Même au sein d’une même banque, les conditions varient. « La situation est chaotique : l’accès au fresh money dépend de l’ancienneté, du produit vendu, du volume, des négociations… », explique Joe Abi Raad. Pour les moins bien lotis, la situation est particulièrement critique, d’autant plus que l’exportation est devenue une question de survie, en pleine pénurie de dollars. « Beaucoup de commerces tablent sur les boutiques en ligne pour survivre », soupire Rudy Bekerejian.
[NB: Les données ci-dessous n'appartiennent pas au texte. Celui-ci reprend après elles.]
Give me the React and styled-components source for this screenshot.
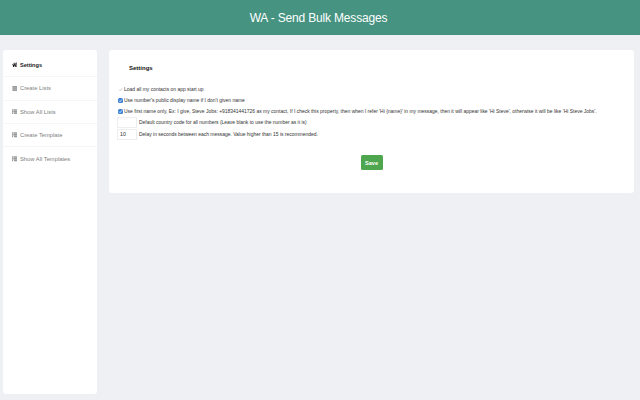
import styled, { createGlobalStyle } from 'styled-components'
import { FaHome, FaThList } from 'react-icons/fa'

const GlobalStyle = createGlobalStyle`
  html, body {
    margin: 0;
    padding: 0;
    background-color: #eef0f4;
  }
  * {
    box-sizing: border-box;
  }
  body {
    font-family: "Liberation Sans", Arial, sans-serif;
  }
`

const Page = styled.div`
  width: 640px;
  height: 400px;
  overflow: hidden;
`

const Header = styled.header`
  height: 35px;
  background-color: #459380;
  color: white;
  font-size: 12px;
  letter-spacing: -0.17px;
  display: flex;
  align-items: center;
  justify-content: center;
  padding-right: 3px;
`

const Content = styled.div`
  display: flex;
  align-items: flex-start;
  padding: 15px 6px 0 3px;
  gap: 12px;
`

const Sidebar = styled.aside`
  width: 94px;
  height: 344px;
  background-color: white;
  border-radius: 3px;
  padding-top: 4px;
  flex-shrink: 0;
`

const NavItem = styled.div`
  height: 23.3px;
  padding-left: 8.5px;
  display: flex;
  align-items: center;
  gap: 3px;
  font-size: ${(props) => (props.$active ? '5.6px' : '5.8px')};
  font-weight: ${(props) => (props.$active ? 700 : 400)};
  color: ${(props) => (props.$active ? '#222' : '#808080')};
  border-bottom: 1px solid #f6f6f6;

  &:last-child {
    border-bottom: none;
  }

  & svg {
    width: 5.5px;
    height: 5.5px;
    flex-shrink: 0;
    color: ${(props) => (props.$active ? '#222' : '#999')};
  }
`

const Panel = styled.main`
  flex: 1;
  height: 143px;
  background-color: white;
  border-radius: 3px;
  padding: 14px 8px 0;
`

const Title = styled.h2`
  margin: 0 0 11px 12px;
  font-size: 6px;
  line-height: 9px;
  font-weight: 700;
  color: #111;
`

const Option = styled.div`
  display: flex;
  align-items: center;
  height: 11px;
  gap: 1.5px;
  padding-left: 0.5px;
  font-size: 4.96px;
  color: #333;
  white-space: nowrap;
`

const Check = styled.span`
  width: 5px;
  height: 5px;
  border-radius: 1.5px;
  flex-shrink: 0;
  display: flex;
  align-items: center;
  justify-content: center;
  background-color: ${(props) => (props.$checked ? '#3b82d6' : 'transparent')};

  & svg {
    width: 5px;
    height: 5px;
  }
`

const Field = styled.div`
  display: flex;
  align-items: center;
  height: 11.5px;
  gap: 2px;
  font-size: 4.96px;
  color: #333;
  white-space: nowrap;
`

const NumberBox = styled.div`
  width: 20px;
  height: 11px;
  border: 1px solid #eeeeee;
  font-size: 5.2px;
  line-height: 9px;
  padding-left: 2px;
  color: #333;
`

const Actions = styled.div`
  display: flex;
  justify-content: center;
  margin-top: 15px;
`

const SaveButton = styled.button`
  width: 22px;
  height: 15px;
  padding: 0;
  border: none;
  border-radius: 1.5px;
  background-color: #4ea64e;
  color: white;
  font-family: inherit;
  font-size: 5.6px;
  font-weight: 700;
`

function Tick({ color }) {
  return (
    <svg viewBox="0 0 6 6">
      <path d="M1.3 3.1 2.5 4.4 4.8 1.6" fill="none" stroke={color} strokeWidth="0.9" />
    </svg>
  )
}

function ListAlt() {
  return (
    <svg viewBox="0 0 6 6">
      <rect x="0.5" y="0" width="5" height="6" fill="currentColor" />
      <path d="M0.5 2h5M0.5 4h5" stroke="#ddd" strokeWidth="0.4" />
    </svg>
  )
}

export default function App() {
  return (
    <Page>
      <GlobalStyle />
      <Header>WA - Send Bulk Messages</Header>
      <Content>
        <Sidebar>
          <NavItem $active><FaHome />Settings</NavItem>
          <NavItem><ListAlt />Create Lists</NavItem>
          <NavItem><FaThList />Show All Lists</NavItem>
          <NavItem><FaThList />Create Template</NavItem>
          <NavItem><FaThList />Show All Templates</NavItem>
        </Sidebar>
        <Panel>
          <Title>Settings</Title>
          <Option><Check><Tick color="#bbb" /></Check>Load all my contacts on app start up</Option>
          <Option><Check $checked><Tick color="white" /></Check>Use number's public display name if I don't given name</Option>
          <Option><Check $checked><Tick color="white" /></Check>Use first name only, Ex: I give, Steve Jobs: +918341441726 as my contact, If I check this property, then when I refer 'Hi {'{name}'}' in my message, then it will appear like 'Hi Steve', otherwise it will be like 'Hi Steve Jobs'.</Option>
          <Field><NumberBox />Default country code for all numbers (Leave blank to use the number as it is)</Field>
          <Field><NumberBox>10</NumberBox>Delay in seconds between each message. Value higher than 15 is recommended.</Field>
          <Actions><SaveButton>Save</SaveButton></Actions>
        </Panel>
      </Content>
    </Page>
  )
}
Des difficultés qui soulignent aussi les limites des promesses de l’export avec un système bancaire en crise. « C’est une opportunité manquée : avec la dévaluation de la livre, le pays est devenu compétitif à l’export, or le chaos dans le système bancaire constitue un véritable frein pour les commerces en ligne », affirme Joe Abi Raad.

Contourner le système

Dans ce contexte, les petits commerçants cherchent à contourner le système bancaire libanais, mais les options sont limitées. Recourir à des plates-formes internationales comme Paypal ou Stripe nécessite l’ouverture d’un compte à l’étranger. « On a essayé d’ouvrir un compte à l’étranger pour notre eshop, mais c’est devenu très difficile pour les Libanais », témoigne un entrepreneur.

Même s’ils y parviennent, les coûts sont trop importants : « Les plates-formes internationales n’acceptent pas les cartes libanaises, ce qui contraint à garder deux systèmes différents pour les paiements locaux et internationaux. Ce à quoi s’ajoutent les frais de virement afin de ramener l’argent au Liban », explique Joe Abi Raad.

Par défaut, certains se tournent vers les plates-formes régionales, plus accessibles. « J’ai choisi une solution de paiement en ligne koweïtienne qui a accepté de virer tous les dollars sur mon compte fresh au Liban », témoigne un entrepreneur en train de finaliser son eshop.

Face aux risques de perdre leurs clients, certaines banques ont cependant commencé à infléchir leur position, selon Rudy Bekerejian, qui travaille avec les plates-formes de paiement libanaises dans le cadre de son site Ecomz. Sans cela, « à la longue, il y a un risque que la liquidité reste à l’extérieur », prévient-il.